2007-10-12 Thread Brian J. Tarricone
Tim Janik wrote:
> hey All.
> 
> i'd like to propose to turn g_assert and friends like g_assert_not_reached
> into warnings instead of errors. i'll give a bit of background before the
> details though.

Like Mathias, I was in a bit of "hell no!" mode when I first read this. 
  After reading your rationale, I'm less opposed, but... well, still 
opposed.

> the main reasons we use g_return_if_fail massively throughout the glib and
> gtk+ code base is that it catches API misuses verbosely and gives programmers
> a chance to fix their code. this could be achieved with either a g_warning
> (mourn on stderr) or a g_error (mourn and abort).
> 
> the reasons for the default behavior to use g_warning:
> a) a warning usually fullfills its purpose, the programmer knows there's
> something to fix and can start to trace the root cause.
> b) for easy tracing in gdb with backtraces, programmers can use
> --g-fatal-warnings to force abort behavior.
> c) programs that aren't 100% bug free could possibly trigger these warnings
> during production. aborting would take all the end user data with it,
> created/modified images, text documents, etc.
> issuing just a warnig preserves the possibility to still save crucial
> data if the application logic state still permits (which is most often
> the case in practice).

This is reasonable, and pretty much covers why I use g_return_if_fail() 
and friends.

> in a recent discussion, i figured that (c) perfectly applies to g_assert
> and g_assert_if_reached() also.

Sorry, but I just don't buy it.  When I use g_assert(), my thinking is: 
"this is something that's a pretty bad bug on my part, and if the 
assertion fails, I'm almost 100% sure that the program is going to crash 
very very soon, and possibly in unpredictable ways."

> for a few reasons:
> 1) allow users to save their data if still possible; i.e. (c) from above.

If I think it's possible for users to still do something meaningful with 
the program, I'll use a g_return_if_fail() or a custom if(foo) { 
g_warning(); do_something(); } type thing.
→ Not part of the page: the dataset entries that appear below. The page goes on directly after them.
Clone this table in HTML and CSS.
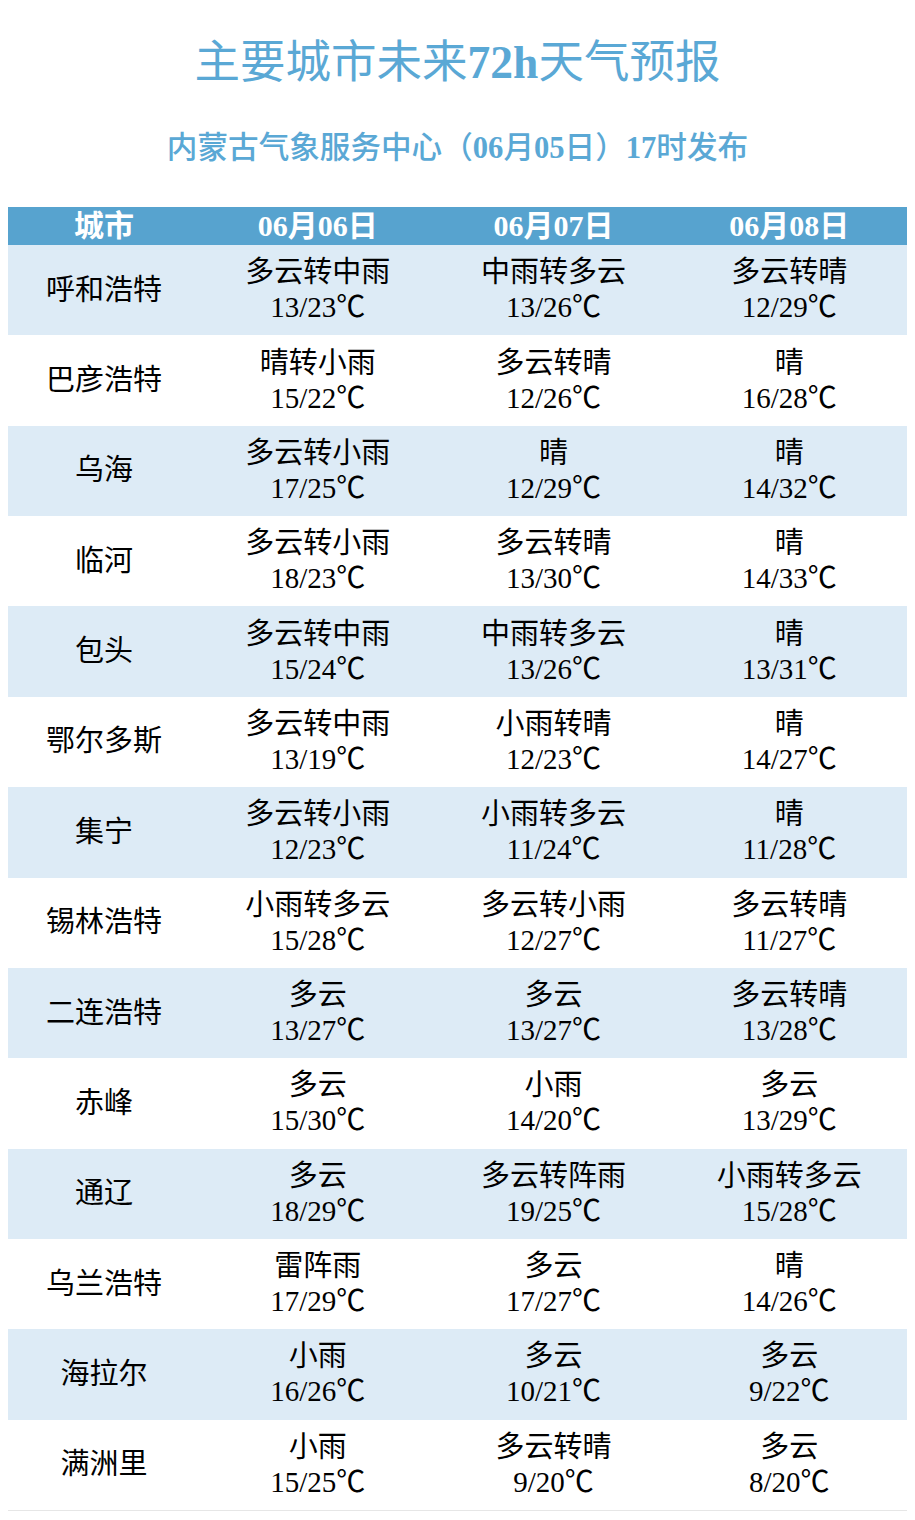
FILE: index.html
```html
<!DOCTYPE html>
<html lang="zh-CN">
<head>
<meta charset="utf-8">
<title>主要城市未来72h天气预报</title>
<link rel="stylesheet" href="styles.css">
</head>
<body>
<div class="page">
  <h1 class="title">主要城市未来<b>72h</b>天气预报</h1>
  <p class="subtitle">内蒙古气象服务中心（<b>06</b>月<b>05</b>日）<b>17</b>时发布</p>
  <table class="forecast">
    <colgroup>
      <col class="c-city"><col class="c-day"><col class="c-day"><col class="c-day">
    </colgroup>
    <thead>
      <tr><th>城市</th><th>06月06日</th><th>06月07日</th><th>06月08日</th></tr>
    </thead>
    <tbody>
      <tr><td>呼和浩特</td><td>多云转中雨<br>13/23℃</td><td>中雨转多云<br>13/26℃</td><td>多云转晴<br>12/29℃</td></tr>
      <tr><td>巴彦浩特</td><td>晴转小雨<br>15/22℃</td><td>多云转晴<br>12/26℃</td><td>晴<br>16/28℃</td></tr>
      <tr><td>乌海</td><td>多云转小雨<br>17/25℃</td><td>晴<br>12/29℃</td><td>晴<br>14/32℃</td></tr>
      <tr><td>临河</td><td>多云转小雨<br>18/23℃</td><td>多云转晴<br>13/30℃</td><td>晴<br>14/33℃</td></tr>
      <tr><td>包头</td><td>多云转中雨<br>15/24℃</td><td>中雨转多云<br>13/26℃</td><td>晴<br>13/31℃</td></tr>
      <tr><td>鄂尔多斯</td><td>多云转中雨<br>13/19℃</td><td>小雨转晴<br>12/23℃</td><td>晴<br>14/27℃</td></tr>
      <tr><td>集宁</td><td>多云转小雨<br>12/23℃</td><td>小雨转多云<br>11/24℃</td><td>晴<br>11/28℃</td></tr>
      <tr><td>锡林浩特</td><td>小雨转多云<br>15/28℃</td><td>多云转小雨<br>12/27℃</td><td>多云转晴<br>11/27℃</td></tr>
      <tr><td>二连浩特</td><td>多云<br>13/27℃</td><td>多云<br>13/27℃</td><td>多云转晴<br>13/28℃</td></tr>
      <tr><td>赤峰</td><td>多云<br>15/30℃</td><td>小雨<br>14/20℃</td><td>多云<br>13/29℃</td></tr>
      <tr><td>通辽</td><td>多云<br>18/29℃</td><td>多云转阵雨<br>19/25℃</td><td>小雨转多云<br>15/28℃</td></tr>
      <tr><td>乌兰浩特</td><td>雷阵雨<br>17/29℃</td><td>多云<br>17/27℃</td><td>晴<br>14/26℃</td></tr>
      <tr><td>海拉尔</td><td>小雨<br>16/26℃</td><td>多云<br>10/21℃</td><td>多云<br>9/22℃</td></tr>
      <tr><td>满洲里</td><td>小雨<br>15/25℃</td><td>多云转晴<br>9/20℃</td><td>多云<br>8/20℃</td></tr>
    </tbody>
  </table>
</div>
</body>
</html>
```
FILE: styles.css
```css
html, body {
  margin: 0;
  padding: 0;
  background: #ffffff;
}
.page {
  padding: 38px 8px 0 8px;
  font-family: "Liberation Serif", "Noto Sans CJK SC", serif;
}
.title {
  margin: 0;
  height: 50px;
  line-height: 50px;
  font-size: 45.5px;
  font-weight: normal;
  text-align: center;
  color: #5aa8d5;
}
.title b {
  font-weight: bold;
}
.subtitle {
  margin: 40px 0 0 0;
  height: 40px;
  line-height: 40px;
  font-size: 30.6px;
  font-weight: 500;
  text-align: center;
  color: #5aa8d5;
}
.subtitle b {
  font-weight: bold;
}
.forecast {
  margin-top: 39px;
  width: 899px;
  border-collapse: collapse;
  table-layout: fixed;
}
.c-city { width: 192px; }
.c-day { width: 235.67px; }
.forecast th {
  height: 38px;
  padding: 0;
  background: #57a3cf;
  color: #ffffff;
  font-size: 30px;
  font-weight: bold;
  line-height: 38px;
  text-align: center;
}
.forecast td {
  height: 90.36px;
  padding: 0;
  font-size: 29px;
  line-height: 35px;
  color: #000000;
  text-align: center;
  vertical-align: middle;
}
.forecast tbody tr:nth-child(odd) td {
  background: #ddebf6;
}
.forecast tbody tr:last-child td {
  border-bottom: 1px solid #e6e6e6;
}
```
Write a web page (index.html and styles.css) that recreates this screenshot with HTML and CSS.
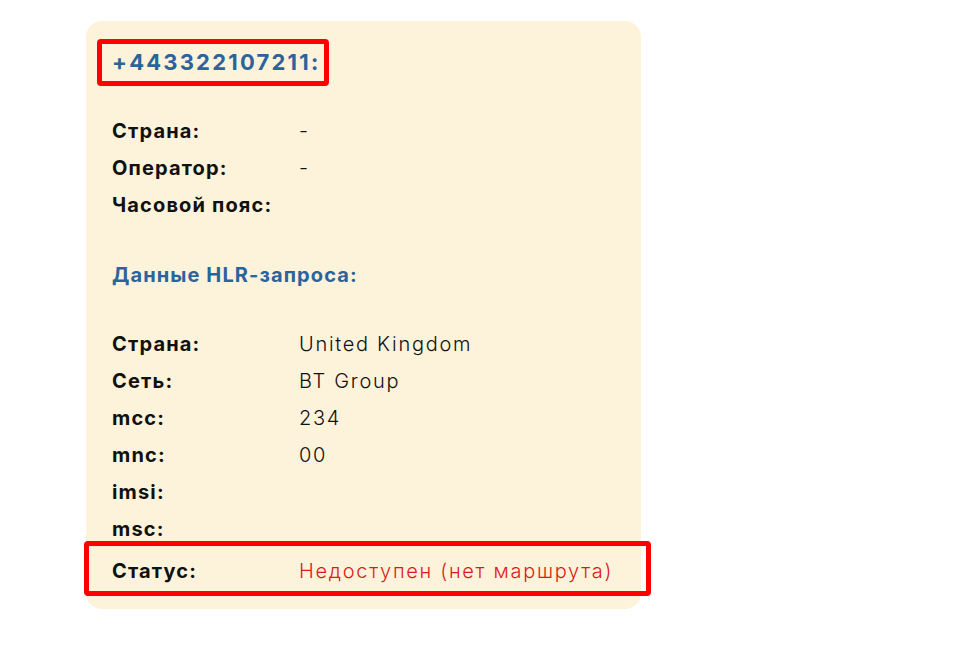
FILE: index.html
```html
<!DOCTYPE html>
<html lang="ru">
<head>
<meta charset="utf-8">
<title>HLR</title>
<link rel="stylesheet" href="styles.css">
</head>
<body>
<div class="card">
  <div class="phone">+443322107211:</div>
  <div class="info">
    <div class="row"><span class="label">Страна:</span><span class="value">-</span></div>
    <div class="row"><span class="label">Оператор:</span><span class="value">-</span></div>
    <div class="row"><span class="label">Часовой пояс:</span><span class="value"></span></div>
  </div>
  <div class="section">Данные HLR-запроса:</div>
  <div class="info">
    <div class="row"><span class="label">Страна:</span><span class="value">United Kingdom</span></div>
    <div class="row"><span class="label">Сеть:</span><span class="value">BT Group</span></div>
    <div class="row"><span class="label">mcc:</span><span class="value">234</span></div>
    <div class="row"><span class="label">mnc:</span><span class="value">00</span></div>
    <div class="row"><span class="label">imsi:</span><span class="value"></span></div>
    <div class="row"><span class="label">msc:</span><span class="value"></span></div>
    <div class="row status"><span class="label">Статус:</span><span class="value error">Недоступен (нет маршрута)</span></div>
  </div>
  <div class="mark mark-phone"></div>
  <div class="mark mark-status"></div>
</div>
</body>
</html>
```
FILE: styles.css
```css
html, body {
  margin: 0;
  padding: 0;
  background: #ffffff;
}
body {
  font-family: Inter, "Noto Sans", sans-serif;
  color: #111;
}
.card {
  position: relative;
  box-sizing: border-box;
  margin: 21px 0 0 86px;
  width: 555px;
  height: 588px;
  padding: 23px 26px;
  background: #fdf3da;
  border-radius: 16px;
}
.phone {
  line-height: 37px;
  font-size: 22px;
  font-weight: 700;
  letter-spacing: 2.2px;
  color: #2b639d;
  white-space: nowrap;
}
.section {
  margin-top: 33px;
  line-height: 37px;
  font-size: 20px;
  font-weight: 700;
  letter-spacing: 1.1px;
  color: #2b639d;
}
.info {
  margin-top: 32px;
}
.row {
  display: grid;
  grid-template-columns: 187px 1fr;
  height: 37px;
  line-height: 37px;
  white-space: nowrap;
}
.row.status {
  margin-top: 5px;
}
.label {
  font-size: 20px;
  font-weight: 700;
  letter-spacing: 1.15px;
  color: #111;
}
.value {
  font-size: 20px;
  font-weight: 300;
  letter-spacing: 1.7px;
  color: #111;
}
.value.error {
  color: #dc1a1a;
}
.mark {
  position: absolute;
  box-sizing: border-box;
  border: 5px solid #ff0000;
  border-radius: 4px;
}
.mark-phone {
  left: 11px;
  top: 18px;
  width: 232px;
  height: 47px;
}
.mark-status {
  left: -2px;
  top: 520px;
  width: 567px;
  height: 55px;
}
```
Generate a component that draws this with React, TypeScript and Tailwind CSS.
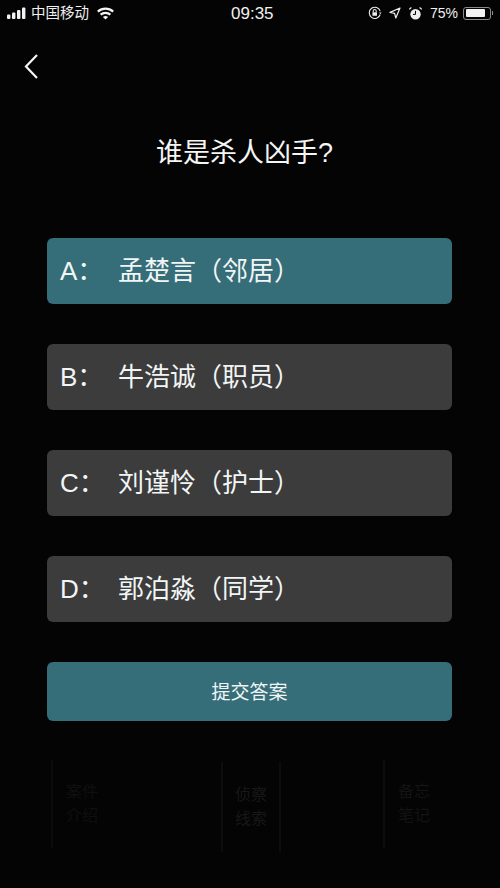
const font = { fontFamily: '"Liberation Sans","Noto Sans CJK SC",sans-serif' };

function Signal() {
  return (
    <svg width="20" height="12" viewBox="0 0 20 12" fill="#f2f2f2">
      <rect x="0" y="7.5" width="3.4" height="4.5" rx="1" />
      <rect x="5" y="5.5" width="3.4" height="6.5" rx="1" />
      <rect x="10" y="3" width="3.4" height="9" rx="1" />
      <rect x="15" y="0.5" width="3.4" height="11.5" rx="1" />
    </svg>
  );
}

function Wifi() {
  return (
    <svg width="17" height="13" viewBox="0 0 17 13" fill="none" stroke="#f5f5f5" strokeWidth="2.2">
      <path d="M0.8 4.6C5.2 0.6 11.8 0.6 16.2 4.6" />
      <path d="M3.6 7.6C6.4 5.2 10.6 5.2 13.4 7.6" />
      <path d="M8.5 12.6L5.9 9.9C7.4 8.8 9.6 8.8 11.1 9.9Z" fill="#f5f5f5" stroke="none" />
    </svg>
  );
}

function OrientationLock() {
  return (
    <svg width="14" height="14" viewBox="0 0 14 14" fill="none" stroke="#eeeeee" strokeWidth="1.1">
      <path d="M12.2 8.5A5.6 5.6 0 1 1 12.2 5.2" />
      <path d="M10.9 6.4h2.8l-1.4 1.7z" fill="#eeeeee" stroke="none" />
      <rect x="4.4" y="6.2" width="4.6" height="3.6" rx="0.5" fill="#eeeeee" stroke="none" />
      <path d="M5.2 6.2V5a1.5 1.5 0 0 1 3 0v1.2" />
    </svg>
  );
}

function Location() {
  return (
    <svg width="12" height="12" viewBox="0 0 12 12" fill="none" stroke="#eeeeee" strokeWidth="1.2" strokeLinejoin="round">
      <path d="M11 1L1 5.4L5.6 6.4L6.8 11Z" />
    </svg>
  );
}

function Alarm() {
  return (
    <svg width="13" height="13" viewBox="0 0 13 13" fill="#eeeeee">
      <circle cx="6.5" cy="7.2" r="5.2" />
      <path d="M6.5 3.8V7.4H4" stroke="#000" strokeWidth="1" fill="none" />
      <path d="M0.4 3L3 0.8L1.6 0.3L0.2 1.6Z" />
      <path d="M12.6 3L10 0.8L11.4 0.3L12.8 1.6Z" />
    </svg>
  );
}

function Battery() {
  return (
    <div className="flex items-center">
      <div className="flex h-[13px] w-[28px] items-center rounded-[3px] border border-[#8a8a8a] p-[1.5px]">
        <div className="h-full w-[19px] rounded-[1px] bg-[#f4f4f4]" />
      </div>
      <div className="ml-[1px] h-[4px] w-[1px] bg-[#8a8a8a]" />
    </div>
  );
}

function Option({ letter, text, active }: { letter: string; text: string; active?: boolean }) {
  return (
    <div
      className={
        "flex h-[66px] items-center rounded-[6px] pl-[13px] text-[26px] text-[#f2f5f5] " +
        (active ? "bg-[#356d78]" : "bg-[#3c3c3c]")
      }
    >
      <span className="w-[58px] shrink-0">{letter}：</span>
      <span>{text}</span>
    </div>
  );
}

function Ghost({ lines, cls }: { lines: string[]; cls: string }) {
  return (
    <div className={"absolute flex w-[60px] flex-col items-center justify-center text-[16px] leading-[24px] " + cls}>
      {lines.map((l) => (
        <span key={l}>{l}</span>
      ))}
    </div>
  );
}

export default function App() {
  return (
    <div style={font} className="relative h-[888px] w-[500px] overflow-hidden bg-[#040404] text-white">
      <Ghost lines={["案件", "介绍"]} cls="left-[51px] top-[760px] h-[88px] border-l-2 border-[#0c0c0c] text-[#0f0f0f]" />
      <Ghost lines={["侦察", "线索"]} cls="left-[221px] top-[762px] h-[90px] border-x-2 border-[#0d0d0d] text-[#171717]" />
      <Ghost lines={["备忘", "笔记"]} cls="left-[383px] top-[760px] h-[88px] border-l-2 border-[#0c0c0c] text-[#131313]" />

      <div className="relative flex h-[26px] items-center justify-between pl-[7px] pr-[7px] text-[#f0f0f0]">
        <div className="flex items-center gap-[5px]">
          <Signal />
          <span className="-ml-[1px] text-[14.5px] leading-none">中国移动</span>
          <span className="ml-[3px]"><Wifi /></span>
        </div>
        <span className="absolute left-[231px] text-[17px] leading-none">09:35</span>
        <div className="flex items-center">
          <OrientationLock />
          <span className="ml-[7px]"><Location /></span>
          <span className="ml-[8px]"><Alarm /></span>
          <span className="ml-[8px] text-[14px] leading-none">75%</span>
          <span className="ml-[5px]"><Battery /></span>
        </div>
      </div>

      <div className="relative flex h-[66px] items-center pl-[24px] pt-[14px]">
        <svg width="14" height="25" viewBox="0 0 14 25" fill="none" stroke="#f5f5f5" strokeWidth="2.2">
          <path d="M13 1L2 12.5L13 24" />
        </svg>
      </div>

      <h1 className="relative mt-[42px] pr-[11px] text-center text-[27px] font-normal leading-[38px] text-[#f5f5f5]">谁是杀人凶手?</h1>

      <div className="relative mx-[47px] mt-[66px] flex w-[405px] flex-col gap-[40px]">
        <Option letter="A" text="孟楚言（邻居）" active />
        <Option letter="B" text="牛浩诚（职员）" />
        <Option letter="C" text="刘谨怜（护士）" />
        <Option letter="D" text="郭泊淼（同学）" />
        <div className="flex h-[59px] items-center justify-center rounded-[6px] bg-[#356d78] pt-[3px] text-[19px] text-[#f2f5f5]">
          提交答案
        </div>
      </div>
    </div>
  );
}
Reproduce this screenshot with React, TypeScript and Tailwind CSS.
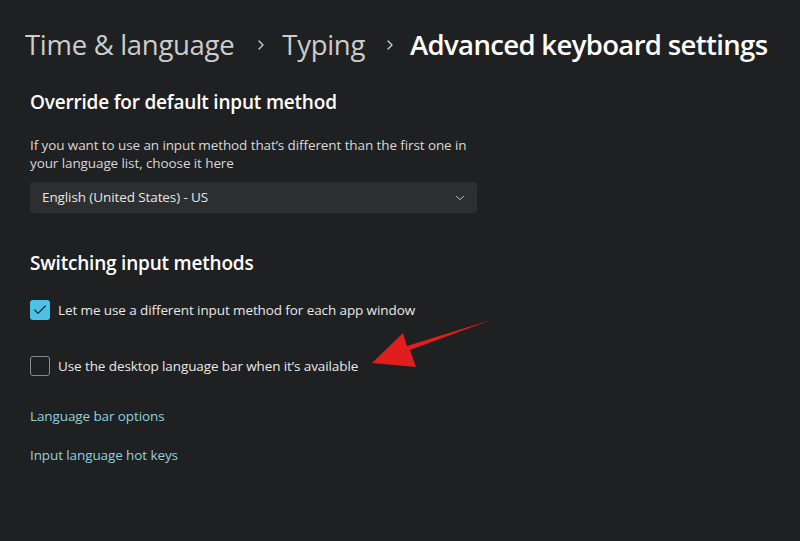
import { ChevronDown, ChevronRight, Check } from "lucide-react";

const font = { fontFamily: '"Segoe UI", "Open Sans", "Noto Sans", sans-serif' };

function CheckRow({ checked, label }: { checked: boolean; label: string }) {
  return (
    <div className="flex items-center gap-2 h-5">
      <div
        className={
          checked
            ? "w-5 h-5 rounded-[3px] bg-[#4cc2e6] flex items-center justify-center"
            : "w-5 h-5 rounded-[3px] border border-[#8a8a8a] bg-[#1f2022]"
        }
      >
        {checked && <Check className="w-4 h-4 text-[#1a1a1a]" strokeWidth={1.6} />}
      </div>
      <span className="text-[13.5px] text-[#e8e8e8] tracking-[-0.1px]">{label}</span>
    </div>
  );
}

export default function App() {
  return (
    <div
      className="relative w-[800px] h-[541px] overflow-hidden bg-[#1f2022] text-white"
      style={font}
    >
      <div className="flex items-center pl-[25px] pt-[25px] text-[27.5px] tracking-[-0.3px] leading-[40px]">
        <span className="text-[#cccccc]">Time &amp; language</span>
        <ChevronRight className="w-4 h-4 ml-[19px] mr-[13px] text-[#cccccc]" strokeWidth={2} />
        <span className="text-[#cccccc]">Typing</span>
        <ChevronRight className="w-4 h-4 ml-[17px] mr-[12px] text-[#cccccc]" strokeWidth={2} />
        <span className="text-white font-semibold tracking-[-0.65px]">Advanced keyboard settings</span>
      </div>

      <div className="pl-[30px] mt-[24px]">
        <h2 className="text-[19px] font-semibold leading-[26px] tracking-[-0.2px]">
          Override for default input method
        </h2>
        <p className="mt-[21px] w-[460px] text-[13.5px] leading-[18px] text-[#d8d8d8] tracking-[-0.1px]">
          If you want to use an input method that’s different than the first one in your
          language list, choose it here
        </p>
        <div className="mt-[10px] w-[447px] h-[31px] bg-[#2c2e30] rounded-[3px] flex items-center justify-between pl-[12px] pr-[10px]">
          <span className="text-[13.5px] text-[#e6e6e6] tracking-[-0.1px]">
            English (United States) - US
          </span>
          <ChevronDown className="w-[14px] h-[14px] text-[#cfcfcf]" strokeWidth={1.6} />
        </div>

        <h2 className="mt-[37px] text-[19px] font-semibold leading-[26px] tracking-[-0.2px]">
          Switching input methods
        </h2>
        <div className="mt-[24px] flex flex-col gap-[36px]">
          <CheckRow checked label="Let me use a different input method for each app window" />
          <CheckRow checked={false} label="Use the desktop language bar when it’s available" />
        </div>

        <div className="mt-[31px] flex flex-col gap-[20px] text-[13.5px] text-[#8fd0dc] tracking-[-0.1px] leading-[19px]">
          <span>Language bar options</span>
          <span>Input language hot keys</span>
        </div>
      </div>

      <svg className="absolute left-0 top-0" width="800" height="541" viewBox="0 0 800 541">
        <path
          d="M491 320 L410 350 L416 367 L372 363 L403 333 L407 346 Z"
          fill="#e01e1e"
        />
      </svg>
    </div>
  );
}
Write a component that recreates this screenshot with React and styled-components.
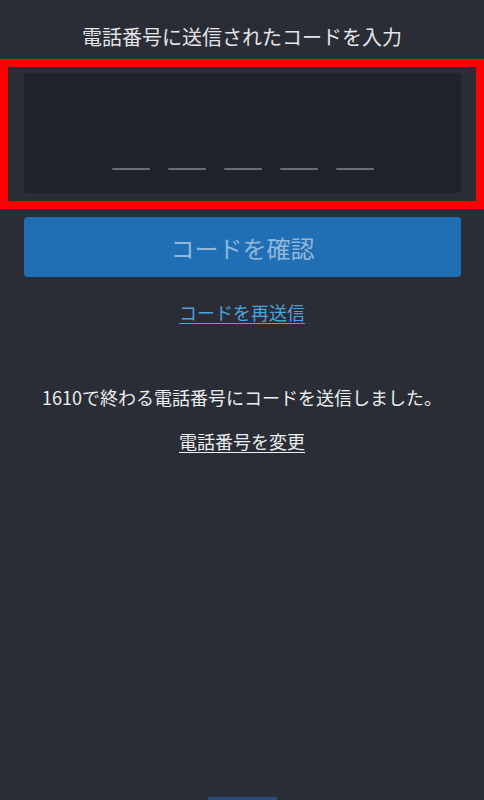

That's why we have the 
separate macros in the first place!  g_return*() are for cases where the 
programmer thinks recovery might be possible, and g_assert*() is where 
it isn't possible.

> 3) assertions can help to document programmer intentions and frequent (but
> regulated) use as we have it with g_return_if_fail can significantly
> reduce debugging time. i have so far been fairly strict about not adding
> assertions to the glib/gtk+ core though, because they also tend to make
> the code and end-user experiences more brittle, especially an
> occasional wrong assertions that'd have to be revoked upon closer
> inspection.

And that's the right approach, IMO: use assertions sparingly.  Sometimes 
one might be a mistake, and you fix it.

> conditionalizing the abort removes the brittleness and allows for
> adding more helpful assertion statements.

No, it doesn't.  Changing a g_assert*() to a g_return*() when you 
realise aborting is unnecessary is the way to go.

> note that in practice, this shouldn't change anything for programmers
> (except for the ability to write better code ;)
> because of G_DISABLE_ASSERT, programmers can already not rely on
> failing assertions to abort their programs (only g_error will reliably
> do that).

... which I think is pretty broken.  You shouldn't be able to disable 
asserts and pre-condition checks (G_DISABLE_CHECKS) at compile time. 
They were put there for a reason.

> it should however take down programs in end user scenarios less often,
> and code review can be more lax about adding assertions.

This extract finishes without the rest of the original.